Many of Bernie Sanders’ policies would make America a lot more like Denmark, and David Brooks complains that the country would become “a lot less vibrant” as a result. This tired canard came in for a lot of well-earned criticism on the NYT letters page: it turns out that America’s current vibrancy doesn’t look so hot to those who are young, poor, middle-income, upper-middle-income, minority, or female. Which is to say everyone except David Brooks and the rest of the plutocracy.
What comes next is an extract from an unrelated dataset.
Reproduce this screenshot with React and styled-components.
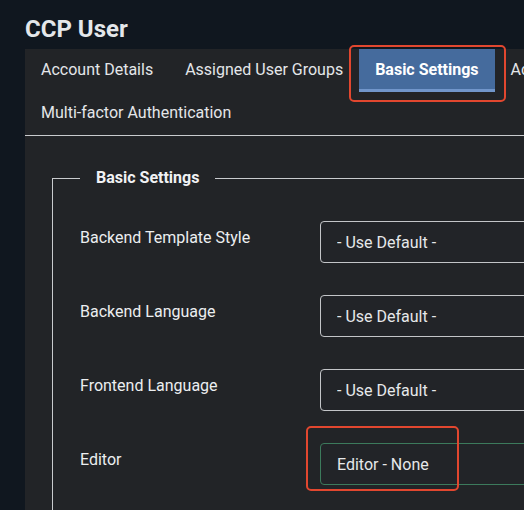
import styled, { createGlobalStyle } from "styled-components";

const Global = createGlobalStyle`
  html, body {
    margin: 0;
    background: #10171f;
    overflow: hidden;
  }
  body {
    font-family: Roboto, "Liberation Sans", sans-serif;
    color: #e9eaec;
  }
`;

const Page = styled.div`
  padding: 16px 0 0 25px;
  width: 800px;
`;

const Title = styled.h1`
  margin: 0 0 6px;
  font-size: 24px;
  line-height: 27px;
  font-weight: 700;
  color: #e4e7ea;
`;

const Panel = styled.div`
  background: #222427;
  min-height: 480px;
`;

const TabBar = styled.ul`
  display: flex;
  flex-wrap: wrap;
  width: 740px;
  margin: 0;
  padding: 0;
  list-style: none;
  border-bottom: 1px solid #c9cbce;
`;

const Tab = styled.li`
  position: relative;
  padding: 2px 16px 0;
  height: 38px;
  line-height: 38px;
  font-size: 16px;
  font-weight: ${(p) => (p.$active ? 700 : 400)};
  color: ${(p) => (p.$active ? "#ffffff" : "#e4e6e9")};
  background: ${(p) => (p.$active ? "#456b9d" : "transparent")};
  border-bottom: 3px solid ${(p) => (p.$active ? "#7196cb" : "transparent")};
  white-space: nowrap;
`;

const Highlight = styled.span`
  position: absolute;
  box-sizing: border-box;
  left: ${(p) => p.$l}px;
  top: ${(p) => p.$t}px;
  right: ${(p) => (p.$r !== undefined ? `${p.$r}px` : "auto")};
  bottom: ${(p) => p.$b}px;
  width: ${(p) => (p.$w ? `${p.$w}px` : "auto")};
  border: 2px solid #e2472f;
  border-radius: 5px;
  pointer-events: none;
`;

const Body = styled.div`
  padding: 31px 0 0 27px;
`;

const Fieldset = styled.fieldset`
  margin: 0;
  padding: 32px 0 0 27px;
  border: none;
  border-top: 1px solid #c9cbce;
  border-left: 1px solid #c9cbce;
`;

const Legend = styled.legend`
  padding: 0 16px;
  font-size: 16px;
  font-weight: 700;
  line-height: 22px;
  color: #f1f2f4;
`;

const Row = styled.div`
  display: grid;
  grid-template-columns: 240px 1fr;
  align-items: start;
  margin-bottom: 32px;
`;

const Label = styled.label`
  padding-top: 5px;
  font-size: 16px;
  line-height: 24px;
  color: #eceef0;
`;

const FieldWrap = styled.div`
  position: relative;
`;

const Select = styled.select`
  appearance: none;
  width: 100%;
  height: 42px;
  box-sizing: border-box;
  padding: 0 16px;
  font-family: inherit;
  font-size: 16px;
  color: #e6e8ea;
  background: #222428;
  border: 1px solid ${(p) => (p.$valid ? "#3c7a5c" : "#c3c5c8")};
  border-radius: 4px;
  outline: none;
`;

const rows = [
  { label: "Backend Template Style", value: "- Use Default -" },
  { label: "Backend Language", value: "- Use Default -" },
  { label: "Frontend Language", value: "- Use Default -" },
  { label: "Editor", value: "Editor - None", valid: true, marked: true },
];

const tabs = [
  "Account Details",
  "Assigned User Groups",
  "Basic Settings",
  "Accessibility Settings",
  "Multi-factor Authentication",
];

export default function App() {
  return (
    <>
      <Global />
      <Page>
        <Title>CCP User</Title>
        <Panel>
          <TabBar>
            {tabs.map((t) => (
              <Tab key={t} $active={t === "Basic Settings"}>
                {t}
                {t === "Basic Settings" && (
                  <Highlight $l={-10} $t={-4} $r={-11} $b={-13} />
                )}
              </Tab>
            ))}
          </TabBar>
          <Body>
            <Fieldset>
              <Legend>Basic Settings</Legend>
              {rows.map((r) => (
                <Row key={r.label}>
                  <Label>{r.label}</Label>
                  <FieldWrap>
                    <Select $valid={r.valid} defaultValue={r.value}>
                      <option>{r.value}</option>
                    </Select>
                    {r.marked && <Highlight $l={-14} $t={-17} $b={-6} $w={153} />}
                  </FieldWrap>
                </Row>
              ))}
            </Fieldset>
          </Body>
        </Panel>
      </Page>
    </>
  );
}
That’s a fair point, but I have a different beef, which is: What on earth does Brooks mean by vibrancy? Denmark has a lively music scene, an enviably inventive cuisine, and the 7th-highest number of patent applications per capita in the world. Denmark has long been an international leader in design and continues to build exceptional architecture. Danish urban planning arguably leads the world in the creation of vibrant (yes, vibrant) urban spaces. Denmark recently built an amazing bridge-tunnel to Sweden, for Pete’s sake, and here in the US we can’t even build a simple tunnel under the Hudson river.
And Denmark is among the world’s happiest countries, which surely counts for something.
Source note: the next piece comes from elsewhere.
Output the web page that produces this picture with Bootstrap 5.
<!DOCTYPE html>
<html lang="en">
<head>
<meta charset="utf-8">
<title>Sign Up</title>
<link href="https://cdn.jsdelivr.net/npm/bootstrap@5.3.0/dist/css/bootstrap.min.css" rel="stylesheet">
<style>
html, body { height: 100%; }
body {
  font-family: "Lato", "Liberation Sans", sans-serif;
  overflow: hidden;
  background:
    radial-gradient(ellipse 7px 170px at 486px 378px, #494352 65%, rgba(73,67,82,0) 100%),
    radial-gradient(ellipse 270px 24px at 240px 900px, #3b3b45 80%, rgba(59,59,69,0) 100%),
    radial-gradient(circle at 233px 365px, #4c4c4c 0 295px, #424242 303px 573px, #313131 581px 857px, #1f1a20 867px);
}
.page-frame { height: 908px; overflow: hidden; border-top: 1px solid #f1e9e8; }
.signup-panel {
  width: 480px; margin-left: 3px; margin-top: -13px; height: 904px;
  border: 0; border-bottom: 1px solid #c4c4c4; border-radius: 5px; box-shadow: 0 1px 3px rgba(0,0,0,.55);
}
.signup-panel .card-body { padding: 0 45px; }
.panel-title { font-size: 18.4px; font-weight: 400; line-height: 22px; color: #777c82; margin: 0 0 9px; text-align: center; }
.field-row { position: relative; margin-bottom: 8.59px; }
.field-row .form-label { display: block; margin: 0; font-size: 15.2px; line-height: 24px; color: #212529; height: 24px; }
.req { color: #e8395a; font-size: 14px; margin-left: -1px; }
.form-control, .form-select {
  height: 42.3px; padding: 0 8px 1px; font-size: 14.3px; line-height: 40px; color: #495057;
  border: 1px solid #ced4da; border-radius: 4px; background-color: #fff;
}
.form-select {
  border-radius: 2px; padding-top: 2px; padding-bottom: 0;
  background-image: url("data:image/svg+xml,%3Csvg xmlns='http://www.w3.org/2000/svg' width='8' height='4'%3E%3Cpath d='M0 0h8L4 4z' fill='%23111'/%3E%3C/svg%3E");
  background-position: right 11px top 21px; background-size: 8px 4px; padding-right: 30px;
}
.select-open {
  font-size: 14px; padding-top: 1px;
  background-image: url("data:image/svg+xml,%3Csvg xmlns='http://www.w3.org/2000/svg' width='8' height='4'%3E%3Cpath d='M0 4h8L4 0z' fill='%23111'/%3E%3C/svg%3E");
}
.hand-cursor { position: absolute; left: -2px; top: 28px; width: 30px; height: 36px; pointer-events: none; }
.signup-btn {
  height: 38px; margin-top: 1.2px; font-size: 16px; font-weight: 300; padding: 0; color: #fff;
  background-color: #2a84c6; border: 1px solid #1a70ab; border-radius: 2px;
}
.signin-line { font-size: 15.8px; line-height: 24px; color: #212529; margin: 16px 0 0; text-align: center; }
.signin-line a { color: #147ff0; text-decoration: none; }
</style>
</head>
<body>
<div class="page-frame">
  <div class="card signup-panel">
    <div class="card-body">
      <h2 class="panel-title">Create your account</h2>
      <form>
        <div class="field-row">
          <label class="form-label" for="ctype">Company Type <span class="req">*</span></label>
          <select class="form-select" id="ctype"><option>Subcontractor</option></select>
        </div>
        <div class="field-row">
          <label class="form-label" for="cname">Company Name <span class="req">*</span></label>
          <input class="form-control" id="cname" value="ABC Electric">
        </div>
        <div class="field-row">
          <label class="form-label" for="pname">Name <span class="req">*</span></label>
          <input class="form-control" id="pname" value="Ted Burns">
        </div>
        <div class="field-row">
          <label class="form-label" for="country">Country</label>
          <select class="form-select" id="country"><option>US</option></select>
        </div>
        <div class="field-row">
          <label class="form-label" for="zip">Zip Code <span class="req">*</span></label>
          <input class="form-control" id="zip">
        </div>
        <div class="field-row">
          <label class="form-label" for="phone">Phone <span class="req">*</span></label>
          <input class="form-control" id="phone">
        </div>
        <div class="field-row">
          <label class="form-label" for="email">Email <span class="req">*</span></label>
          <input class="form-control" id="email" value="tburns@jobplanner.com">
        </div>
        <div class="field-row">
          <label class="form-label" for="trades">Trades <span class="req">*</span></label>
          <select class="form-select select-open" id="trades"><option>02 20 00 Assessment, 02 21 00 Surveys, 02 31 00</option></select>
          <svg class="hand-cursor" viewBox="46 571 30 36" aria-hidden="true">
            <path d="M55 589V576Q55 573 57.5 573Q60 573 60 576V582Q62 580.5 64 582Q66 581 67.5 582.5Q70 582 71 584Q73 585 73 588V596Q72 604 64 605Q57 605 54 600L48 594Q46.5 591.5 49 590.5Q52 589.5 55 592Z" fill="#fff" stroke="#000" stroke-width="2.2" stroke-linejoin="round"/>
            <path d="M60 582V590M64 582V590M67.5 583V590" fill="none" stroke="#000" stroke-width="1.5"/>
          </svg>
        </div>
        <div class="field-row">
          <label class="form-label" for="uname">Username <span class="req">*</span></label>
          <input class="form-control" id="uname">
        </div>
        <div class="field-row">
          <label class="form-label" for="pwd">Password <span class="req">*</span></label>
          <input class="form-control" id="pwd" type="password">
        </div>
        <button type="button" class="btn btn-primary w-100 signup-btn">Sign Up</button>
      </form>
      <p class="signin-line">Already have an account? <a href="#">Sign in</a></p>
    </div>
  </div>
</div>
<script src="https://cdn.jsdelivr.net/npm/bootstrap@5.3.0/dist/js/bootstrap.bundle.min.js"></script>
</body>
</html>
But perhaps Brooks doesn’t care about infrastructure, culture or happiness when he frets about a lack of vibrancy in Denmark–perhaps he only cares about economic growth. But then there’s this:
There’s no lack of vibrancy here. Denmark’s GDP per capita is 10-20% lower than the US, and always has been. Or, to put it differently, the Danish economy was about as well-off at any point in time as the American economy had been 5-10 years earlier. If vibrancy means economic growth over the long term—and why else would we care about it?—then it is simply wrong to suggest that Denmark is any less vibrant than the US.
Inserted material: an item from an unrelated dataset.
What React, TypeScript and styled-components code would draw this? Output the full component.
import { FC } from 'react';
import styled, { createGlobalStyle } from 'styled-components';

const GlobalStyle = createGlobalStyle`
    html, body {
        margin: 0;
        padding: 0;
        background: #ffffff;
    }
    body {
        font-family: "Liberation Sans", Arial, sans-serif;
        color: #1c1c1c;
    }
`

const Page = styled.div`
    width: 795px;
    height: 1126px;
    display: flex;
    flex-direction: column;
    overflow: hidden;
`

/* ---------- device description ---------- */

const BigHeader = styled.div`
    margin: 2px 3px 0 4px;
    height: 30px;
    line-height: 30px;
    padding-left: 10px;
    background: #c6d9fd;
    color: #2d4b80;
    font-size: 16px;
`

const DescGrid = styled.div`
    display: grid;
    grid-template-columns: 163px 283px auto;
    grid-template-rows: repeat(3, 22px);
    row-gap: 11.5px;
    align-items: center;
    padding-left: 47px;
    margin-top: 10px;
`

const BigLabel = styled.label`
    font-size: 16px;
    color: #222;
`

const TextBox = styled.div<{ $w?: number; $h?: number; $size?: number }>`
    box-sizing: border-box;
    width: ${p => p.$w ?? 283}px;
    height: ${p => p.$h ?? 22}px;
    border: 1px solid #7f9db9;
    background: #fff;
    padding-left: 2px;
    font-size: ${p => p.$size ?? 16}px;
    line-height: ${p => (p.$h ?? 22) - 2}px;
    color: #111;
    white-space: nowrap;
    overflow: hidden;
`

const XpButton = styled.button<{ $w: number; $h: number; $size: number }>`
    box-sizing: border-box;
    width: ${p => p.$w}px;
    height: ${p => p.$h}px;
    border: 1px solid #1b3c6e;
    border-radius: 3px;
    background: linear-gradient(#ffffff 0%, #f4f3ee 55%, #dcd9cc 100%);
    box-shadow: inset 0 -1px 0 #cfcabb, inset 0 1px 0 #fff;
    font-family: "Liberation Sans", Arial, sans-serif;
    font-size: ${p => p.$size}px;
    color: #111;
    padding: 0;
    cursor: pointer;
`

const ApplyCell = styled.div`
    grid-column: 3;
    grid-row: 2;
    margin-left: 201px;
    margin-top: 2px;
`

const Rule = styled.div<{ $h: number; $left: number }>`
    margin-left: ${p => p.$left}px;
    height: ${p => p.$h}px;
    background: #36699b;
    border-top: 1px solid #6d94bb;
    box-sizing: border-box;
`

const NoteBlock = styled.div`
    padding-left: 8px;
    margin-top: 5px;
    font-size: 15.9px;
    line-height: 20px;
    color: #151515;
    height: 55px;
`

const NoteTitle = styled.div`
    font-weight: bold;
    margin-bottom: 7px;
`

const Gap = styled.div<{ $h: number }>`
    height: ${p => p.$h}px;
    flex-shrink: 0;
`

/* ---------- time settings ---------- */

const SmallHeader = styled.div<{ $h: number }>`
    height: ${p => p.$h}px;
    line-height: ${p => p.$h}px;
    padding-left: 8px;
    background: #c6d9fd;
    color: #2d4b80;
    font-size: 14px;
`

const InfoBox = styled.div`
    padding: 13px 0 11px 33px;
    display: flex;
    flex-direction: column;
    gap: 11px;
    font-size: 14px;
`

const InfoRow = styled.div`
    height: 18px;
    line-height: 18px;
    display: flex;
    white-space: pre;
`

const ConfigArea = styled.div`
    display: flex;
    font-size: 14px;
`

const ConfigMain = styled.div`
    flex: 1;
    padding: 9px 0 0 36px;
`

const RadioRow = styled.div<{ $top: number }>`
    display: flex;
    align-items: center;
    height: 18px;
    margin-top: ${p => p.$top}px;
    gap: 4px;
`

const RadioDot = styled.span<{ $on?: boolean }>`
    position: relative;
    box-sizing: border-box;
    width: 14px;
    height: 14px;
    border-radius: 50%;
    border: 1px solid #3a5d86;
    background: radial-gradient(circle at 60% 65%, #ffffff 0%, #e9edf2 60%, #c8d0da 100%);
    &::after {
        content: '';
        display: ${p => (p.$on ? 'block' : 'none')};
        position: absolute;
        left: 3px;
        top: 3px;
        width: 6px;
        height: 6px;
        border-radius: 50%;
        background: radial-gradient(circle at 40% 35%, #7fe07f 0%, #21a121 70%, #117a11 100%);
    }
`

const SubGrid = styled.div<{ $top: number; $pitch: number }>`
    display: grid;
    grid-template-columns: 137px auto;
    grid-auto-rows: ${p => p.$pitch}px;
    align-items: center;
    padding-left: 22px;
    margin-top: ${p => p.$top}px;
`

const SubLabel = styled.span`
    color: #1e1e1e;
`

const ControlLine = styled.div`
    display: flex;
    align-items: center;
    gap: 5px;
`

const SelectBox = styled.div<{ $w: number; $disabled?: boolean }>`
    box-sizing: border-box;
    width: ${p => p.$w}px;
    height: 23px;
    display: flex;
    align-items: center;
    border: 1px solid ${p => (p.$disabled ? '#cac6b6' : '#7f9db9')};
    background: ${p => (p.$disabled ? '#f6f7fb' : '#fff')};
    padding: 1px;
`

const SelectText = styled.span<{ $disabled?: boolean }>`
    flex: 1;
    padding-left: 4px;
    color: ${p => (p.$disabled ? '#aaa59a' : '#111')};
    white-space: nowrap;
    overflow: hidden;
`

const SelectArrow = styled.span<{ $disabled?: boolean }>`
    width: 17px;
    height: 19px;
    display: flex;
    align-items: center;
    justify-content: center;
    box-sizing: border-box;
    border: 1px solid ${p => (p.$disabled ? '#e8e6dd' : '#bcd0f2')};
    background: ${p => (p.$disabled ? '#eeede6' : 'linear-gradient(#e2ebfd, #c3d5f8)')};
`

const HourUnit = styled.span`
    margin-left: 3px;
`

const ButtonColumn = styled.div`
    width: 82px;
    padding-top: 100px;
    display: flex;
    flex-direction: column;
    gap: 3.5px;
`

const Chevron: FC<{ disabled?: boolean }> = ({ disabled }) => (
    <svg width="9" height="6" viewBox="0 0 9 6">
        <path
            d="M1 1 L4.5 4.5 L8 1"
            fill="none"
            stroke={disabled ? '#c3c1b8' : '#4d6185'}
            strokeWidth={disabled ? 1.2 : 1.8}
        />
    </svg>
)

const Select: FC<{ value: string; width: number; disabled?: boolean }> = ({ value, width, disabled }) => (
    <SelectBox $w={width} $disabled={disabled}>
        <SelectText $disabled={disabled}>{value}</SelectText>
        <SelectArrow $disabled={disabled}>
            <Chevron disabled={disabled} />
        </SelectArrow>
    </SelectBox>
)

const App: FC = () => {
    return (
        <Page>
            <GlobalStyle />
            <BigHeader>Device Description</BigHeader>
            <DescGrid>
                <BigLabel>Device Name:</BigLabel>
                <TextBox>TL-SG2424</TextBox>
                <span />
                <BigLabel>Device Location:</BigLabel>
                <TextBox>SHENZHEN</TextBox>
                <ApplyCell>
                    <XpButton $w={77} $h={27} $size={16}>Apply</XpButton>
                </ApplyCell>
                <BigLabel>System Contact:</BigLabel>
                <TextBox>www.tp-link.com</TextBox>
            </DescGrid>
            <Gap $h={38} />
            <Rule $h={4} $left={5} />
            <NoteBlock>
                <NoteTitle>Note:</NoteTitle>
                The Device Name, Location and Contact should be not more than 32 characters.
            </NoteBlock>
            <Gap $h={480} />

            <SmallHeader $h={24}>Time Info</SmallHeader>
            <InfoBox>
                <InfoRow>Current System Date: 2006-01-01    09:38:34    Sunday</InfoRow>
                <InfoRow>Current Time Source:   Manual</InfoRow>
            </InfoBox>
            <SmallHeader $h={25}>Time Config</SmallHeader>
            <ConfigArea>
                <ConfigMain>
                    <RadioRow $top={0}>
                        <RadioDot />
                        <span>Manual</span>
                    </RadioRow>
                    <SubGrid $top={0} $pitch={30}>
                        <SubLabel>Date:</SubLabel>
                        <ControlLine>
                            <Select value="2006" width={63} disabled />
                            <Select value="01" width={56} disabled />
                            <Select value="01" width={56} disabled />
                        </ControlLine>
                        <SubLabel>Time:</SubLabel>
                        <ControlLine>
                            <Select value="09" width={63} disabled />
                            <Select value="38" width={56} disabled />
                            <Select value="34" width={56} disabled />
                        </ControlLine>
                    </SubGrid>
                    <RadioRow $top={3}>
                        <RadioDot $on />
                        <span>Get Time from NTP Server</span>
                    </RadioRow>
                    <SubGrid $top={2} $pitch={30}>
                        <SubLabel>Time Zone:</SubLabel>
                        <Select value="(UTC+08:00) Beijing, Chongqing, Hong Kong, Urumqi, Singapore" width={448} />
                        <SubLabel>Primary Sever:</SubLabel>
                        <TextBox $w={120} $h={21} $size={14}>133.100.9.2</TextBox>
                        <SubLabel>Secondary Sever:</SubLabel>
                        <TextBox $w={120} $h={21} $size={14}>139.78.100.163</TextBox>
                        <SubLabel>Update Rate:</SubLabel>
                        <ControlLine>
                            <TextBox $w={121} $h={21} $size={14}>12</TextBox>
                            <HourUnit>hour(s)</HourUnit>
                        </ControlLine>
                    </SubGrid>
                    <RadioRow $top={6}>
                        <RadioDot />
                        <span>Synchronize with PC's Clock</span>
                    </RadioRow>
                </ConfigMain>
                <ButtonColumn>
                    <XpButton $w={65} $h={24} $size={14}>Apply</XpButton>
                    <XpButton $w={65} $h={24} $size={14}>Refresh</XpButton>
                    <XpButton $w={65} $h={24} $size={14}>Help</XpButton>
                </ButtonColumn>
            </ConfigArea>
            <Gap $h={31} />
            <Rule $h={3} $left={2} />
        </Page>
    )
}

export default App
Whether or not Sanders’ specific proposals are good ones is a separate matter. But this is a debate that should be had on the basis of known facts, not on the basis of unchallenged talking points, either from the left or the right. If Brooks wants to weigh in, he ought to at least spend the 5 minutes on Google that it takes to verify his most basic premises.
But there is a deeper problem here, and that is with the old assumption that there must be a tradeoff between equity and efficiency, and that too much equality will lead to economic stagnation. But careful theoretical work in economics by Rebecca Blank, Pranab Bardhan and others has shown that increasing equity doesn’t necessarily reduce efficiency, and in some case greater equity leads to greater efficiency. That can happen, for example, if borrowing constraints prevent low-income people from making productive investments in their own education or health. Moreover, actual examples of a hard tradeoff between equity and efficiency are hard to find in the real world.
The assumption of an equity-efficiency tradeoff is one of those Republican shibboleths that just goes shambling along, with no real evidence or justification, never to die a natural death. David Brooks may prefer a more vibrant country, but he’ll have to shed his own sluggishness to get there.